In March 2015, the buildingSMART USA published COBie version 2.4 in NBIMS-US, Chapter 4.2. This COBie MVD, produced under contract to the Construction Engineering Research Lab, was created by the buildingSMART international Model View Definition support group, and was based on IFC 4. The main standard contains the project's Information Delivery Manual and Model View Definition as well as business case and implementation resources. Annex A defines the mapping from the EXPRESS-based data model to the COBie spreadsheet format. Annex B defines a National Information Exchange Model (NIEM) based XML schema suitable for use to capture transactional COBie data that does not require a full set of building information exchange.
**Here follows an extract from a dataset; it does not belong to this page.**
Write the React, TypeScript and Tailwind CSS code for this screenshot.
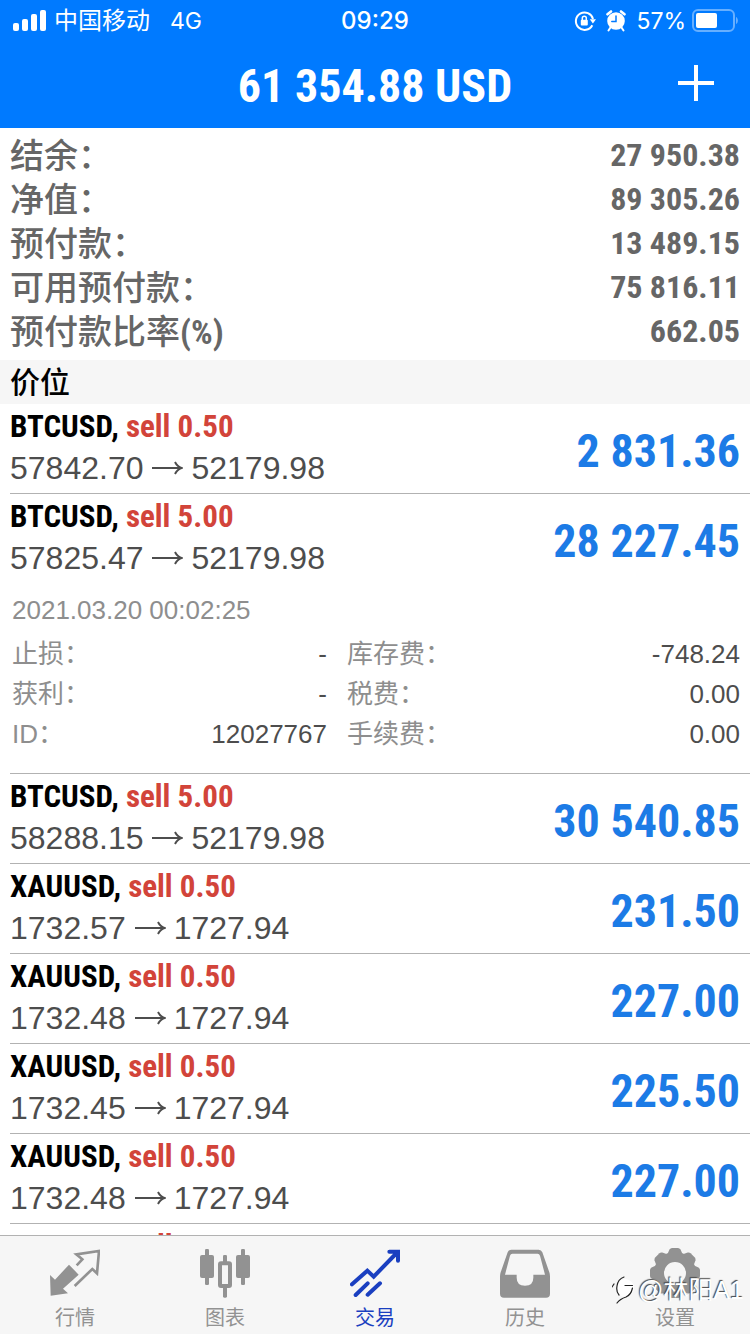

In 2017, the US General Services Administration required COBie as a deliverable in their capital programs in their P-100 document.

=== Certification ===
In 2019, buildingSMART international formed the COBie Certification Subcommittee composed of an international team of COBie experts (from US, UK, Ireland, China and Japan) to offer the COBie Certified Professional(TM) examination. This group published the COBie Educational Curriculum and began offering the COBie Certified Professional exam in 2020. This exam is a two-hour 160 question in-depth exam. To support those interested in sitting for this exam, bSI also introduced a program to evaluate and register educational programs whose courses addressed the content found in the COBie Educational Curriculum.

In 2020, buildingSMART international's COBie Certification Subcommittee prepared an introductory "Foundation" level exam. This exam covers the basic facts about the US COBie specification and is available for any bSI Chapter to implement. Unlike the COBie Certified Professional(TM) exam, bSI does require a completion of an authorized training program and the use of a common COBie "book of knowledge". The bSI authorized COBie book of knowledge was published in English in 2021. Translations to German, Portuguese, and Portuguese (Brazilian) are now underway.

buildingSMART International's COBie Certification Subcommittee considers this certification activities to be a transitional activity allowing bSI to support an increasingly widespread use of the US-specification while a future more widely acceptable and improved ISO-based replacement is produced.

== ISO replacement ==
In 2020, buildingSMART international began a project to replace the US-specification with an international standard. The project began by documenting the many lessons learned from the previous 15 years of use of the US specification and updated the original bSI Basic Facility Management Handover Model View Definition. By July 2020, this project had reached the approved activity proposal stage of the bSI standards process. A video about the purpose and content was also published. in 2021, after a delay of over a year due to a dispute regarding the naming rights of the future ISO, it was determined that bSI would no longer include the acronym COBie in its project.

With bSI no longer reliant on the previous US-specific name, its project has improved clarity, approach and scope. Given wide interest in delivering ISO-standards supporting many types of projects, not just buildings, bSI's strategic approach is to develop a set of ISO 16739 based specifications that will entirely replace the US specification (the project is called Facility Management Handover - Equipment Maintenance). The project goal is to directly support the handover of building equipment maintenance information while addressing references to objects outside of the building domain. For example, a potential future project, FM Handover - Tunnel Maintenance, would simply replace the IFC objects for buildings with those that describe maintainable items in the "Tunnel" domain. This strategy will also provide the ISO core for information uses needed not only for FM Handover but also for FM activities themselves. bSI planned to roll out this strategy in a series of position papers during 2022, and to enroll members in the project.